Referencing the Venice, California, artist community, perhaps, was a series of looks that were hand painted, including a pair of splatter-paint embroidered jeans worthy of hanging on the wall. Lauren also elevated his love of nautical navy and white, giving a blue turtleneck with diamond-shaped monogram and white shorts with toggle belt look some Tinseltown sparkle in the form of a navy blue sequined double-breasted blazer.
The show really hit its stride when the neo-prep Polo looks started coming out — teens in tie-dye polos, rugbys, nylon shorts, cargo pants, sneakers and beanies in crazy colored plaids and stripes had lots of spunk.
There were also models with small kids in tow, wearing the relaxed, rumpled tailoring, madras checks, tennis sweaters and homespun quilted pieces that have made Lauren synonymous with Americana.
One little boy, in particular, nearly stole the show.
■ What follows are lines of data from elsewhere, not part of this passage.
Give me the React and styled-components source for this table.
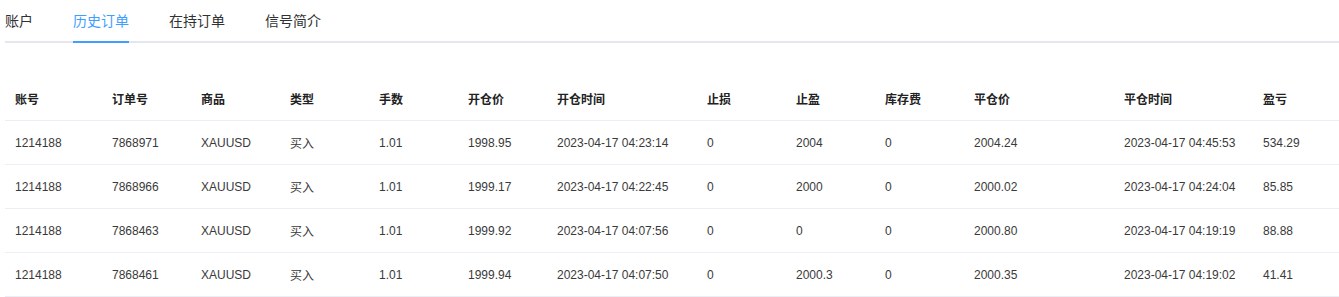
import React, { useState } from "react";
import styled, { createGlobalStyle } from "styled-components";

const GlobalStyle = createGlobalStyle`
  body {
    margin: 0;
    background: #fff;
    font-family: "Liberation Sans", Arial, "Noto Sans CJK SC", sans-serif;
  }
`;

const Page = styled.div`
  padding-left: 5px;
`;

const TabNav = styled.div`
  display: flex;
  height: 43px;
  box-shadow: inset 0 -2px 0 #e4e7ed;
`;

const TabItem = styled.div`
  padding: 0 20px;
  cursor: pointer;
  &:first-child {
    padding-left: 0;
  }
`;

const TabLabel = styled.span`
  display: block;
  box-sizing: border-box;
  height: 43px;
  line-height: 43px;
  font-size: 14px;
  color: ${(p) => (p.active ? "#409eff" : "#303133")};
  border-bottom: 2px solid ${(p) => (p.active ? "#409eff" : "transparent")};
`;

const Table = styled.table`
  margin-top: 34px;
  width: 1334px;
  border-collapse: collapse;
  table-layout: fixed;
  font-size: 12px;
`;

const Th = styled.th`
  height: 43px;
  padding: 0 10px;
  text-align: left;
  font-weight: bold;
  color: #222;
  border-bottom: 1px solid #ebeef5;
  white-space: nowrap;
`;

const Td = styled.td`
  height: 43px;
  padding: 0 10px;
  color: #3a3a3a;
  border-bottom: 1px solid #ebeef5;
  white-space: nowrap;
`;

const tabs = ["账户", "历史订单", "在持订单", "信号简介"];

const columns = [
  { title: "账号", width: 97 },
  { title: "订单号", width: 89 },
  { title: "商品", width: 89 },
  { title: "类型", width: 89 },
  { title: "手数", width: 89 },
  { title: "开仓价", width: 89 },
  { title: "开仓时间", width: 150 },
  { title: "止损", width: 89 },
  { title: "止盈", width: 89 },
  { title: "库存费", width: 89 },
  { title: "平仓价", width: 150 },
  { title: "平仓时间", width: 139 },
  { title: "盈亏", width: 86 },
];

const rows = [
  ["1214188", "7868971", "XAUUSD", "买入", "1.01", "1998.95", "2023-04-17 04:23:14", "0", "2004", "0", "2004.24", "2023-04-17 04:45:53", "534.29"],
  ["1214188", "7868966", "XAUUSD", "买入", "1.01", "1999.17", "2023-04-17 04:22:45", "0", "2000", "0", "2000.02", "2023-04-17 04:24:04", "85.85"],
  ["1214188", "7868463", "XAUUSD", "买入", "1.01", "1999.92", "2023-04-17 04:07:56", "0", "0", "0", "2000.80", "2023-04-17 04:19:19", "88.88"],
  ["1214188", "7868461", "XAUUSD", "买入", "1.01", "1999.94", "2023-04-17 04:07:50", "0", "2000.3", "0", "2000.35", "2023-04-17 04:19:02", "41.41"],
];

const App = () => {
  const [activeTab, setActiveTab] = useState(1);

  return (
    <Page>
      <GlobalStyle />
      <TabNav>
        {tabs.map((t, i) => (
          <TabItem key={t} onClick={() => setActiveTab(i)}>
            <TabLabel active={i === activeTab}>{t}</TabLabel>
          </TabItem>
        ))}
      </TabNav>
      <Table>
        <colgroup>
          {columns.map((c) => (
            <col key={c.title} width={c.width} />
          ))}
        </colgroup>
        <thead>
          <tr>
            {columns.map((c) => (
              <Th key={c.title}>{c.title}</Th>
            ))}
          </tr>
        </thead>
        <tbody>
          {rows.map((r) => (
            <tr key={r[1]}>
              {r.map((v, j) => (
                <Td key={j}>{v}</Td>
              ))}
            </tr>
          ))}
        </tbody>
      </Table>
    </Page>
  );
};

export default App;
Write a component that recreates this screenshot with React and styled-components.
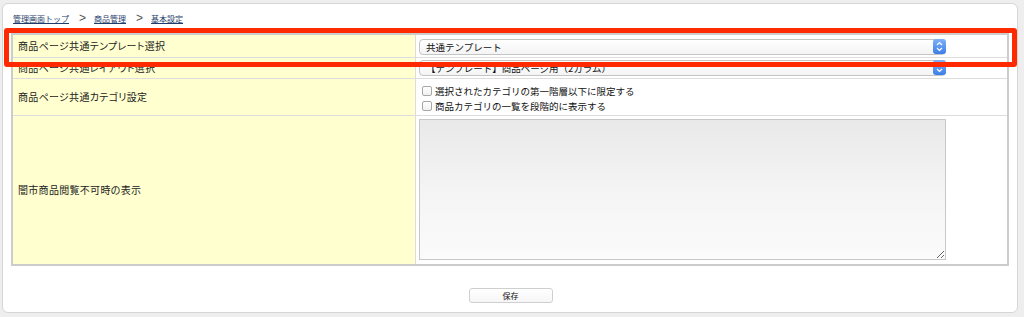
import React from "react";
import styled, { createGlobalStyle } from "styled-components";

const GlobalStyle = createGlobalStyle`
html, body {
  margin: 0;
  padding: 0;
  background-color: #eeeeee;
}
body {
  font-family: "Liberation Sans", "Noto Sans CJK JP", sans-serif;
  color: #333333;
}
`;

//Page wrapper
const Page = styled.div`
position: relative;
width: 1024px;
height: 317px;
padding: 3px 6px 0 2px;
box-sizing: border-box;
`;

const Panel = styled.div`
background-color: #FFFFFF;
border: 1px solid #d6d6d6;
border-radius: 6px;
height: 310px;
box-sizing: border-box;
padding: 8px 7px 0 8px;
display: flex;
flex-direction: column;
`;

//Breadcrumb
const Breadcrumb = styled.div`
display: flex;
align-items: center;
height: 12px;
padding-left: 2px;
margin-bottom: 9px;
font-family: "Noto Sans CJK JP", sans-serif;
font-size: 8px;
`;

const Crumb = styled.a`
color: #1f3d6c;
text-decoration: underline;
`;

const Sep = styled.span`
color: #555555;
font-family: "Liberation Sans", sans-serif;
font-size: 12px;
margin: 0 8px 0 10px;
`;

//Settings table
const Table = styled.table`
width: 998px;
border-collapse: collapse;
border: 2px solid #cccccc;
font-family: "Noto Sans CJK JP", sans-serif;
font-size: 10px;
`;

const Row = styled.tr`
height: ${(p) => p.h}px;
border-top: 1px solid #dddddd;
`;

const Label = styled.td`
width: 397px;
background-color: #ffffcf;
border-right: 1px solid #dddddd;
padding: 0 0 0 5px;
vertical-align: middle;
color: #222222;
font-feature-settings: "palt";
letter-spacing: 0.3px;
`;

const Value = styled.td`
padding: ${(p) => p.pad || "0 0 0 3px"};
vertical-align: ${(p) => p.valign || "middle"};
background-color: #FFFFFF;
`;

const SelectBox = styled.div`
width: 527px;
height: 16px;
box-sizing: border-box;
border: 1px solid #c4c4c4;
border-radius: 4px;
background: linear-gradient(#ffffff, #f4f4f4);
display: flex;
align-items: center;
justify-content: space-between;
padding-left: 6px;
font-size: 9.5px;
color: #111111;
`;

const SelectArrow = styled.span`
width: 13px;
height: 15px;
margin-right: -1px;
border-radius: 3px;
background: linear-gradient(#7eb1f7, #3c7de9);
display: flex;
align-items: center;
justify-content: center;
`;

const CheckList = styled.div`
display: flex;
flex-direction: column;
gap: 4px;
`;

const CheckRow = styled.label`
display: flex;
align-items: center;
gap: 3px;
font-size: 9.5px;
color: #111111;
line-height: 11px;
`;

const Box = styled.span`
width: 8px;
height: 8px;
border: 1px solid #a8a8a8;
border-radius: 2px;
background: linear-gradient(#ffffff, #f0f0f0);
margin-left: 3px;
`;

const TextArea = styled.textarea`
display: block;
width: 527px;
height: 141px;
box-sizing: border-box;
border: 1px solid #c8c8c8;
border-radius: 0;
background: linear-gradient(#e9e9e9, #f4f4f4 50%, #fbfbfb);
margin: 0;
`;

//Footer
const Footer = styled.div`
display: flex;
justify-content: center;
padding-top: 22px;
`;

const SaveButton = styled.button`
width: 84px;
height: 15px;
padding: 0;
border: 1px solid #cfcfcf;
border-radius: 3px;
background: linear-gradient(#ffffff, #f6f6f6);
font-family: "Noto Sans CJK JP", sans-serif;
font-size: 8px;
color: #111111;
line-height: 13px;
`;

//Annotation
const Highlight = styled.div`
position: absolute;
left: 4px;
top: 28px;
width: 1013px;
height: 39px;
box-sizing: border-box;
border: 5px solid #ff2a00;
border-radius: 3px;
`;

const Arrow = () => (
  <SelectArrow>
    <svg width="7" height="11" viewBox="0 0 7 11">
      <path d="M1 4 L3.5 1.5 L6 4" fill="none" stroke="#fff" strokeWidth="1.2" />
      <path d="M1 7 L3.5 9.5 L6 7" fill="none" stroke="#fff" strokeWidth="1.2" />
    </svg>
  </SelectArrow>
);

export default function App() {
  return (
    <Page>
      <GlobalStyle />
      <Panel>
        <Breadcrumb>
          <Crumb>管理画面トップ</Crumb>
          <Sep>&gt;</Sep>
          <Crumb>商品管理</Crumb>
          <Sep>&gt;</Sep>
          <Crumb>基本設定</Crumb>
        </Breadcrumb>
        <Table>
          <tbody>
            <Row h={23}>
              <Label>商品ページ共通テンプレート選択</Label>
              <Value pad="2px 0 0 3px">
                <SelectBox>
                  共通テンプレート
                  <Arrow />
                </SelectBox>
              </Value>
            </Row>
            <Row h={21}>
              <Label>商品ページ共通レイアウト選択</Label>
              <Value>
                <SelectBox>
                  【テンプレート】商品ページ用（2カラム）
                  <Arrow />
                </SelectBox>
              </Value>
            </Row>
            <Row h={37}>
              <Label>商品ページ共通カテゴリ設定</Label>
              <Value pad="7px 0 0 3px" valign="top">
                <CheckList>
                  <CheckRow>
                    <Box />
                    選択されたカテゴリの第一階層以下に限定する
                  </CheckRow>
                  <CheckRow>
                    <Box />
                    商品カテゴリの一覧を段階的に表示する
                  </CheckRow>
                </CheckList>
              </Value>
            </Row>
            <Row h={150}>
              <Label>闇市商品閲覧不可時の表示</Label>
              <Value pad="3px 0 4px 3px" valign="top">
                <TextArea />
              </Value>
            </Row>
          </tbody>
        </Table>
        <Footer>
          <SaveButton>保存</SaveButton>
        </Footer>
      </Panel>
      <Highlight />
    </Page>
  );
}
Dressed in pint-sized green pants, a blue blazer and orange sneakers, he waved and high-fived his way down the front row.
The finale of drawstring parachute maxiskirts, worn with striped sweaters, color-blocked polos or sleek, athletic-looking bodysuits underneath was just gorgeous, particularly the red hot, one-shouldered top and sarong-style skirt draped to one side that would go from pool to patio cocktails in a second.
After the show the designer was mobbed with well-wishers and picture-takers until people tiptoed through the darkness and into the garden for Old Fashion-eds.
“That was an extraordinary show,” Dern said, introducing herself to Ralph and his wife Ricky when they made their entrance.
“This is my ode,” said artist-turned-designer Greg Lauren, revealing a hand-painted Polo pony T-shirt he created, worn layered under one of his deconstructed tail coats.
Greg has been the longtime L.A. outlier of the Lauren family, and he said it felt like a full-circle moment to have his uncle showing in his hometown. “All of my friends who are L.A. designers still reference Ralph, and wanting to build what he built,” said the creative, who was seated for the show in between his dad Jerry Lauren and the company’s chief executive officer Patrick Louvet.
Dinner went late, with lots of wine and table-hopping.
“Do you think people know where they are?” Karen Lawrence, president of the Huntington, wondered aloud about the 100-plus-year-old cultural institution that was a rented backdrop.
At least those who made their way to the bathroom inside the impressive art museum, past the gilded furniture and the 1794 Thomas Lawrence portrait affectionately known as “Pinkie,” got an inkling.
Lawrence spent the better part of the evening talking up the Huntington and urging people to come back to visit before they hopped on the fleet of golf carts headed back to the parking lot. She had lots of takers.